Patto tra Lavezzi e un boss, il Pocho chiese di esporre uno striscione in suo favore in cambio di una promessa

Torna a far rumore il caso dei rapporti tra Lavezzi e la malavita napoletana. L’audizione in commissione Antimafia di Enrica Pascandolo, sostituto procuratore della Dda di Napoli, ha portato a galla ulteriori dettagli dell’amicizia tra l’attaccante argentino e Antonio Lo Russo, collaboratore di giustizia.

La Pascandolo riferisce alcune parole apprese dallo stesso Lo Russo: “Ci ha raccontato che Lavezzi aveva interesse che i tifosi delle curve, esponessero uno striscione in suo favore del tipo ‘Lavezzi non si tocca’. Ora il problema è che le due curve rispecchiano diverse provenienze territoriali e anche di appartenenza ai clan: in curva B ci sono quelli di Secondigliano come quello di Lo Russo, in curva A invece gruppi del centro storico, come Genny ‘a carogna, per fare un esempio. Lo Russo ci dice che grazie al suo intervento fu possibile, nonostante le rivalità tra i clan, esporre lo striscione in entrambe le curve. In cambio ottenendo Lavezzi promise che non sarebbe andato a un’altra società italiana, tipo Juventus o Inter ma solo all’estero come poi è accaduto”.

La Parascandolo spiega come nasce l’amicizia tra Lo Russo e Lavezzi: “Ci ha detto di averlo conosciuto grazie al ristoratore Iorio, circostanza che differisce da quanto dichiarato sotto giuramento da Lavezzi. Ci ha detto di essere stato presentato al giocatore come capo ultrà, e da qui nasce l’amicizia. Lo Russo andava anche a casa di Lavezzi a giocare alla play station. Ma soprattutto aveva fornito al giocatore una scheda telefonica segreta, “dedicata”, uno dei cosiddetti “citofoni”. E poi finendo nel mirino delle forze dell’ordine ha detto al calciatore di distruggerla”. 

La dottoressa Parascandolo spiega il motivo della scheda fornita da Lo Russo a Lavezzi: “Lo Russo ci ha detto che la fornitura di una scheda dedicata a Lavezzi serviva solo a evitare il rischio che partendo dalle telefonate di Lavezzi si arrivasse a identificare la sua utenza. Ma questo è un aspetto su cui si infiamma la discussione in Commissione. Perché il dubbio, evidenziato anche dalla presidente Bindi, è che non si può escludere che tra Lavezzi e il boss non ci fossero anche colloqui di altro tipo. Altro punto fondamentale è: la presenza “notoria” di clan nelle curve non serve anche a garantire un controllo del territorio e delle attività da stadio? Un riferimento diretto alla questione Juventus e all’interesse ‘ndranghetista nella gestione della biglietteria”.

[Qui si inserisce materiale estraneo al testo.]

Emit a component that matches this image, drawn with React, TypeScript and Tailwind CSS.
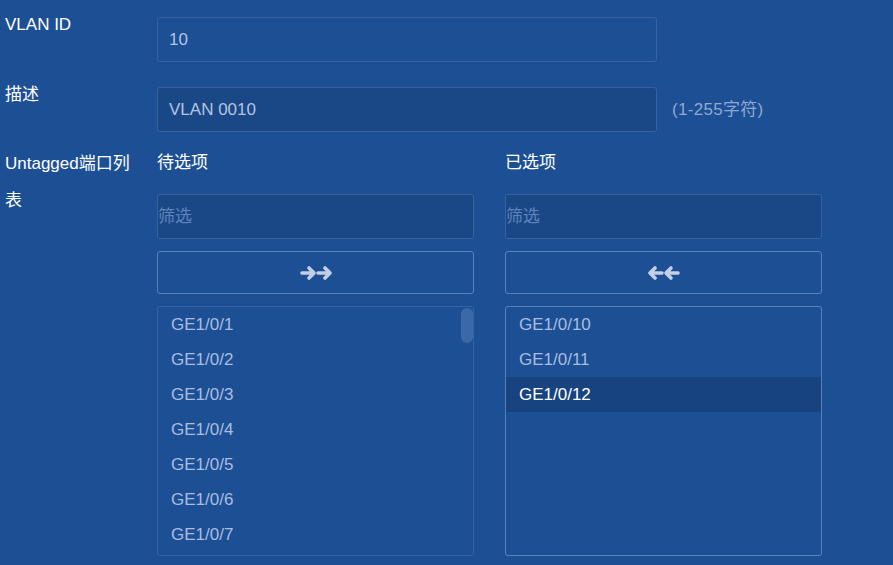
import React from "react";

const leftPorts = ["GE1/0/1", "GE1/0/2", "GE1/0/3", "GE1/0/4", "GE1/0/5", "GE1/0/6", "GE1/0/7"];
const rightPorts = ["GE1/0/10", "GE1/0/11", "GE1/0/12"];

function DoubleArrow({ flip }: { flip?: boolean }) {
  return (
    <svg
      width="32"
      height="16"
      viewBox="0 0 32 16"
      fill="none"
      stroke="#c3cfe6"
      strokeWidth="3.6"
      strokeLinecap="round"
      strokeLinejoin="round"
      className={flip ? "-scale-x-100" : ""}
    >
      <path d="M2 8h11M9 3l5 5-5 5" />
      <path d="M18 8h11M25 3l5 5-5 5" />
    </svg>
  );
}

function PortColumn({
  title,
  ports,
  selected,
  focused,
  scroll,
  flip,
}: {
  title: string;
  ports: string[];
  selected?: string;
  focused?: boolean;
  scroll?: boolean;
  flip?: boolean;
}) {
  return (
    <div className="flex w-[317px] flex-col">
      <div className="text-[17px] leading-[36px] text-white">{title}</div>
      <div className="mt-[13px] flex h-[45px] items-center rounded-[3px] border border-[#38629f] bg-[#1a4887] text-[17px] text-[#5f83b9]">
        筛选
      </div>
      <button className="mt-[12px] flex h-[43px] items-center justify-center rounded-[3px] border border-[#5a80bc]">
        <DoubleArrow flip={flip} />
      </button>
      <div
        className={
          "relative mt-[12px] h-[250px] overflow-hidden rounded-[3px] border " +
          (focused ? "border-[#5a80bc]" : "border-[#38629f]")
        }
      >
        {ports.map((p) => (
          <div
            key={p}
            className={
              "flex h-[35px] items-center pl-[13px] text-[17px] " +
              (p === selected ? "bg-[#174380] text-white" : "text-[#a8bde0]")
            }
          >
            {p}
          </div>
        ))}
        {scroll && (
          <div className="absolute right-0 top-[1px] h-[35px] w-[12px] rounded-full bg-[#3b68a8]" />
        )}
      </div>
    </div>
  );
}

export default function App() {
  return (
    <div
      className="h-[565px] overflow-hidden bg-[#1d4f94] pl-[5px]"
      style={{ fontFamily: '"Liberation Sans", Arial, "Noto Sans CJK SC", sans-serif' }}
    >
      {/* VLAN ID */}
      <div className="flex pt-[7px]">
        <div className="w-[152px] text-[17px] leading-[36px] text-white">VLAN ID</div>
        <div className="mt-[10px] flex h-[45px] w-[500px] items-center rounded-[3px] border border-[#38629f] pl-[11px] text-[17px] text-[#b3c4e2]">
          10
        </div>
      </div>

      {/* 描述 */}
      <div className="mt-[15px] flex">
        <div className="w-[152px] text-[17px] leading-[36px] text-white">描述</div>
        <div className="mt-[10px] flex h-[45px] w-[500px] items-center rounded-[3px] border border-[#38629f] bg-[#1a4887] pl-[11px] text-[17px] text-[#b3c4e2]">
          VLAN 0010
        </div>
        <div className="ml-[15px] mt-[10px] flex h-[45px] items-center text-[17px] tracking-[0.3px] text-[#8ea9d6]">
          (1-255字符)
        </div>
      </div>

      {/* Untagged ports */}
      <div className="mt-[13px] flex">
        <div className="w-[152px] pr-[16px]">
          <div className="text-[17px] leading-[37px] text-white">Untagged端口列表</div>
        </div>
        <div className="flex gap-[31px]">
          <PortColumn title="待选项" ports={leftPorts} scroll />
          <PortColumn title="已选项" ports={rightPorts} selected="GE1/0/12" focused flip />
        </div>
      </div>
    </div>
  );
}
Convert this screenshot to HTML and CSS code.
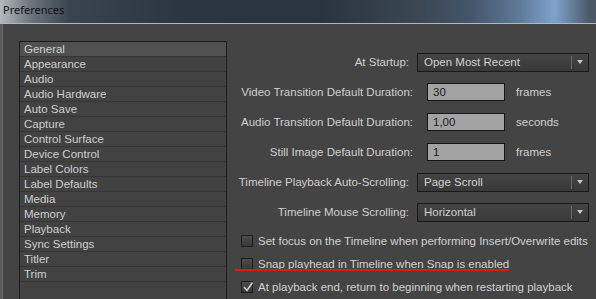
FILE: index.html
```html
<!DOCTYPE html>
<html lang="en">
<head>
    <meta charset="UTF-8">
    <title>Preferences</title>
    <link rel="stylesheet" href="styles.css">
</head>
<body>

<div class="window">
    <div class="titlebar">Preferences</div>

    <div class="content">
        <ul class="nav">
            <li class="active">General</li>
            <li>Appearance</li>
            <li>Audio</li>
            <li>Audio Hardware</li>
            <li>Auto Save</li>
            <li>Capture</li>
            <li>Control Surface</li>
            <li>Device Control</li>
            <li>Label Colors</li>
            <li>Label Defaults</li>
            <li>Media</li>
            <li>Memory</li>
            <li>Playback</li>
            <li>Sync Settings</li>
            <li>Titler</li>
            <li>Trim</li>
        </ul>

        <div class="panel">
            <div class="row">
                <label class="label">At Startup:</label>
                <div class="select">
                    <span>Open Most Recent</span>
                    <span class="arrow"></span>
                </div>
            </div>

            <div class="row">
                <label class="label label-wide">Video Transition Default Duration:</label>
                <input class="field" type="text" value="30">
                <span class="unit">frames</span>
            </div>

            <div class="row">
                <label class="label label-wide">Audio Transition Default Duration:</label>
                <input class="field" type="text" value="1,00">
                <span class="unit">seconds</span>
            </div>

            <div class="row">
                <label class="label label-wide">Still Image Default Duration:</label>
                <input class="field" type="text" value="1">
                <span class="unit">frames</span>
            </div>

            <div class="row">
                <label class="label">Timeline Playback Auto-Scrolling:</label>
                <div class="select">
                    <span>Page Scroll</span>
                    <span class="arrow"></span>
                </div>
            </div>

            <div class="row">
                <label class="label">Timeline Mouse Scrolling:</label>
                <div class="select">
                    <span>Horizontal</span>
                    <span class="arrow"></span>
                </div>
            </div>

            <div class="checks">
                <div class="check-row">
                    <span class="box"></span>
                    <span>Set focus on the Timeline when performing Insert/Overwrite edits</span>
                </div>
                <div class="check-row marked">
                    <span class="box"></span>
                    <span>Snap playhead in Timeline when Snap is enabled</span>
                </div>
                <div class="check-row">
                    <span class="box">
                        <svg width="12" height="12" viewBox="0 0 12 12">
                            <polyline points="2,6 5,9.5 10.5,1.5" fill="none" stroke="#cfcfcf" stroke-width="1.6"/>
                        </svg>
                    </span>
                    <span>At playback end, return to beginning when restarting playback</span>
                </div>
            </div>
        </div>
    </div>
</div>

</body>
</html>
```

FILE: styles.css
```css
body {
    margin: 0;
    font-family: 'Liberation Sans', Arial, sans-serif;
    font-size: 11.5px;
    background: #444;
}

.window {
    width: 596px;
    height: 299px;
    overflow: hidden;
    display: flex;
    flex-direction: column;
}

.titlebar {
    height: 23px;
    flex: none;
    padding-left: 3px;
    font-family: 'Noto Sans', sans-serif;
    font-size: 11px;
    line-height: 20px;
    color: #111;
    background: linear-gradient(90deg, #b4babf 0px, #6d767e 30px, #3a444e 70px, #2c3640 180px, #2a343e 320px, #3b4753 420px, #44566a 470px, #5f7a98 520px, #7fa2cc 555px, #4a5866 590px);
    border-bottom: 1px solid #aeb8c0;
}

.content {
    flex: 1;
    display: flex;
    background: #444;
    border-left: 2px solid #5a5a5a;
    box-shadow: inset 1px 0 0 #6c6c6c;
}

.nav {
    list-style: none;
    margin: 17px 0 0 17px;
    padding: 0;
    width: 206px;
    background: #424242;
    border: 1px solid #1c1c1c;
    border-bottom: none;
}

.nav li {
    height: 14px;
    line-height: 14px;
    padding-left: 4px;
    color: #cfcfcf;
    border-bottom: 1px solid #363636;
}

.nav li.active {
    background: #505050;
}

.panel {
    flex: 1;
    padding-top: 23px;
}

.row {
    height: 30px;
    display: flex;
    align-items: center;
}

.label {
    width: 182px;
    text-align: right;
    color: #cfcfcf;
    white-space: nowrap;
}

.label-wide {
    width: 186px;
}

.select {
    margin-left: 8px;
    width: 164px;
    height: 17px;
    display: flex;
    align-items: center;
    justify-content: space-between;
    padding-left: 6px;
    color: #d2d2d2;
    background: linear-gradient(#444, #393939);
    border: 1px solid #1a1a1a;
}

.arrow {
    width: 16px;
    height: 13px;
    border-left: 1px solid #6a6a6a;
    display: flex;
    align-items: center;
    justify-content: center;
}

.arrow::after {
    content: '';
    border-left: 3.5px solid transparent;
    border-right: 3.5px solid transparent;
    border-top: 4px solid #c8c8c8;
}

.field {
    margin-left: 14px;
    width: 78px;
    height: 18px;
    box-sizing: border-box;
    padding: 0 5px;
    font-family: inherit;
    font-size: 11.5px;
    color: #1a1a1a;
    background: #a3a3a3;
    border: 1px solid #161616;
    outline: none;
}

.unit {
    margin-left: 11px;
    color: #cfcfcf;
}

.checks {
    margin-top: 2px;
}

.check-row {
    position: relative;
    height: 23px;
    display: flex;
    align-items: center;
    padding-left: 14px;
    color: #d2d2d2;
    white-space: nowrap;
}

.box {
    flex: none;
    width: 10px;
    height: 10px;
    margin-right: 5px;
    border: 1px solid #1e1e1e;
    background: linear-gradient(#4c4c4c, #383838);
    position: relative;
}

.box svg {
    position: absolute;
    left: 0;
    top: -1px;
}

.check-row.marked::after {
    content: '';
    position: absolute;
    left: 8px;
    width: 274px;
    top: 17px;
    height: 2px;
    background: #e01818;
}
```
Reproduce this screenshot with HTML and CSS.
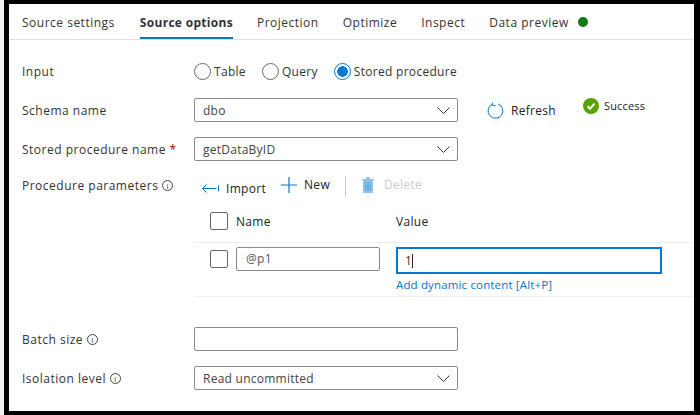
FILE: index.html
```html
<!DOCTYPE html>
<html lang="en">
<head>
    <meta charset="UTF-8">
    <title>Source options</title>
    <link rel="stylesheet" href="styles.css">
</head>
<body>
<div class="frame">
    <!-- Tab strip -->
    <div class="tabs">
        <span class="tab">Source settings</span>
        <span class="tab active">Source options</span>
        <span class="tab">Projection</span>
        <span class="tab">Optimize</span>
        <span class="tab">Inspect</span>
        <span class="tab">Data preview <i class="dot"></i></span>
    </div>

    <div class="form">
        <div class="row">
            <div class="label">Input</div>
            <div class="radios">
                <span class="radio"><i class="circle"></i>Table</span>
                <span class="radio"><i class="circle"></i>Query</span>
                <span class="radio"><i class="circle on"></i>Stored procedure</span>
            </div>
        </div>

        <div class="row">
            <div class="label">Schema name</div>
            <div class="select">dbo
                <svg class="chev" viewBox="0 0 13 7"><path d="M.5.5l6 6 6-6"/></svg>
            </div>
            <span class="refresh">
                <svg width="17" height="17" viewBox="0 0 17 17" fill="none" stroke="#0078d4"><path d="M5.2 2.2A7.4 7.4 0 1 0 11 1.9"/><path d="M5.6 .6v3h3"/></svg>
                Refresh
            </span>
            <span class="success">
                <svg width="16" height="16" viewBox="0 0 16 16"><circle cx="8" cy="8" r="8" fill="#57a300"/><path d="M4.5 8.2l2.5 2.5 4.5-5" fill="none" stroke="#fff" stroke-width="2"/></svg>
                Success
            </span>
        </div>

        <div class="row">
            <div class="label">Stored procedure name <b class="req">*</b></div>
            <div class="select">getDataByID
                <svg class="chev" viewBox="0 0 13 7"><path d="M.5.5l6 6 6-6"/></svg>
            </div>
        </div>

        <div class="params">
            <div class="label">Procedure parameters <i class="info">i</i></div>
            <div class="toolbar">
                <span class="tool import">
                    <svg width="17" height="9" viewBox="0 0 17 9" fill="none" stroke="#0078d4"><path d="M4.5.5l-4 4 4 4M.5 4.5h14M16.5 1.5v6"/></svg>
                    Import
                </span>
                <span class="tool">
                    <svg width="16" height="16" viewBox="0 0 16 16" fill="none" stroke="#0078d4" stroke-width="1.2"><path d="M8 0v16M0 8h16"/></svg>
                    New
                </span>
                <i class="sep"></i>
                <span class="tool off">
                    <svg width="14" height="17" viewBox="0 0 14 17"><path d="M1 3h12v1h-1v13H2V4H1zM5 1h4v2H5z" fill="#8fc3ea"/><path d="M4 6h6v9H4z" fill="#6cb0e4"/></svg>
                    Delete
                </span>
            </div>
        </div>

        <div class="table-head">
            <i class="check"></i>
            <span class="col-name">Name</span>
            <span class="col-value">Value</span>
        </div>

        <div class="table-row">
            <i class="check"></i>
            <div class="name-box">@p1</div>
            <div class="value-col">
                <div class="value-box">1<i class="caret"></i></div>
                <a class="link">Add dynamic content [Alt+P]</a>
            </div>
        </div>

        <div class="row batch">
            <div class="label">Batch size <i class="info">i</i></div>
            <div class="select"></div>
        </div>

        <div class="row">
            <div class="label">Isolation level <i class="info">i</i></div>
            <div class="select">Read uncommitted
                <svg class="chev" viewBox="0 0 13 7"><path d="M.5.5l6 6 6-6"/></svg>
            </div>
        </div>
    </div>
</div>
</body>
</html>
```

FILE: styles.css
```css
html, body {
    margin: 0;
    padding: 0;
}
html {
    background-color: #f3f3f3;
}
body {
    background-color: #000;
    height: 415px;
    margin-left: 4px;
    overflow: hidden;
    font-family: "Open Sans", "Noto Sans", sans-serif;
    font-size: 12px;
    letter-spacing: 0.3px;
    color: #333;
}
.frame {
    background-color: #fff;
    margin: 4px 6px 0 5px;
    height: 407px;
    box-sizing: border-box;
}
i {
    font-style: normal;
}

/* Tabs */
.tabs {
    display: flex;
    gap: 24px;
    height: 36px;
    box-sizing: border-box;
    padding-left: 13px;
    border-bottom: 1px solid #e1e1e1;
    letter-spacing: 0.5px;
}
.tab {
    height: 35px;
    line-height: 37px;
    box-sizing: border-box;
}
.tab.active {
    margin-left: 1px;
    font-weight: 700;
    letter-spacing: 0.3px;
    color: #333;
    border-bottom: 2px solid #0078d4;
}
.dot {
    display: inline-block;
    width: 10px;
    height: 10px;
    margin-left: 6px;
    border-radius: 50%;
    background-color: #107c10;
}

/* Form rows */
.form {
    padding-left: 13px;
}
.row {
    display: flex;
    align-items: center;
    height: 24px;
    margin-top: 15px;
}
.row:first-child {
    margin-top: 19px;
}
.label {
    width: 172px;
    flex: none;
    letter-spacing: 0.5px;
}
.req {
    color: #a80000;
    font-weight: 400;
}
.info {
    display: inline-block;
    width: 9px;
    height: 9px;
    border: 1px solid #444;
    border-radius: 50%;
    font-size: 8px;
    line-height: 9px;
    text-align: center;
    vertical-align: 1px;
    letter-spacing: 0;
}
.radios {
    display: flex;
    gap: 16px;
}
.radio {
    display: flex;
    align-items: center;
    gap: 3px;
}
.circle {
    width: 15px;
    height: 15px;
    border: 1px solid #666;
    border-radius: 50%;
    background-color: #fff;
}
.circle.on {
    border-color: #0078d4;
    background: radial-gradient(circle, #0078d4 0 5px, #fff 5.5px);
}
.select {
    position: relative;
    width: 264px;
    height: 24px;
    box-sizing: border-box;
    border: 1px solid #8a8a8a;
    border-radius: 2px;
    padding-left: 8px;
    line-height: 24px;
    letter-spacing: 0.25px;
    color: #444;
}
.chev {
    position: absolute;
    right: 7px;
    top: 8px;
    width: 13px;
    height: 7px;
    fill: none;
    stroke: #333;
}
.refresh {
    display: flex;
    align-items: center;
    gap: 7px;
    margin-left: 29px;
    color: #222;
}
.success {
    display: flex;
    align-items: center;
    gap: 5px;
    margin-left: 27px;
    margin-top: -9px;
    font-size: 11px;
    letter-spacing: 0.15px;
    color: #222;
}

/* Procedure parameters */
.params {
    display: flex;
    margin-top: 12px;
    height: 24px;
}
.params .label {
    padding-top: 4px;
}
.toolbar {
    display: flex;
    align-items: center;
    margin-left: 8px;
    margin-top: -1px;
}
.tool {
    display: flex;
    align-items: center;
    gap: 7px;
    margin-right: 14px;
    color: #222;
}
.import {
    padding-top: 8px;
    margin-right: 15px;
}
.sep {
    width: 1px;
    height: 21px;
    margin-top: 4px;
    margin-left: 1px;
    margin-right: 15px;
    background-color: #ccc;
}
.off {
    gap: 9px;
    color: #ccc;
}
.table-head {
    display: flex;
    align-items: center;
    height: 42px;
    margin-left: 172px;
    padding-left: 16px;
    margin-top: 3px;
    border-bottom: 1px solid #eee;
    color: #222;
}
.check {
    width: 18px;
    height: 18px;
    flex: none;
    box-sizing: border-box;
    border: 1px solid #666;
    border-radius: 2px;
}
.col-name {
    margin-left: 8px;
    width: 160px;
}
.table-row {
    display: flex;
    align-items: flex-start;
    margin-left: 172px;
    padding-left: 16px;
    padding-top: 4px;
    height: 49px;
    border-bottom: 1px solid #eee;
}
.table-row .check {
    margin-top: 3px;
}
.name-box {
    width: 144px;
    height: 24px;
    margin-left: 8px;
    box-sizing: border-box;
    border: 1px solid #8a8a8a;
    border-radius: 2px;
    padding-left: 9px;
    line-height: 22px;
    color: #555;
}
.value-col {
    margin-left: 16px;
}
.value-box {
    width: 266px;
    height: 27px;
    box-sizing: border-box;
    border: 2px solid #0078d4;
    padding-left: 7px;
    line-height: 23px;
    color: #333;
}
.caret {
    display: inline-block;
    width: 1px;
    height: 14px;
    background-color: #222;
    vertical-align: -3px;
}
.link {
    display: block;
    margin-top: 3px;
    font-size: 11.5px;
    letter-spacing: 0.15px;
    color: #0078d4;
}
.row.batch {
    margin-top: 30px;
}
```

“Sicuramente – conclude Parascandolo – esiste una forma di controllo come in tutte le attività da parte della camorra, ma questo non vuol dire che ci siano infiltrazioni nella biglietteria, nei rapporti con la società Calcio Napoli o la gestione dei biglietti”. La Bindi chiede: “Ma i tifosi fanno o no i camorristi in curva?”, la risposta è questa: “Cito l’episodio di una coltellata tra fazioni rivali in curva A, di provenienza tra area Sanità e Forcella. La Digos ha svolto tempestivamente le indagini e ci sono stati degli arresti”.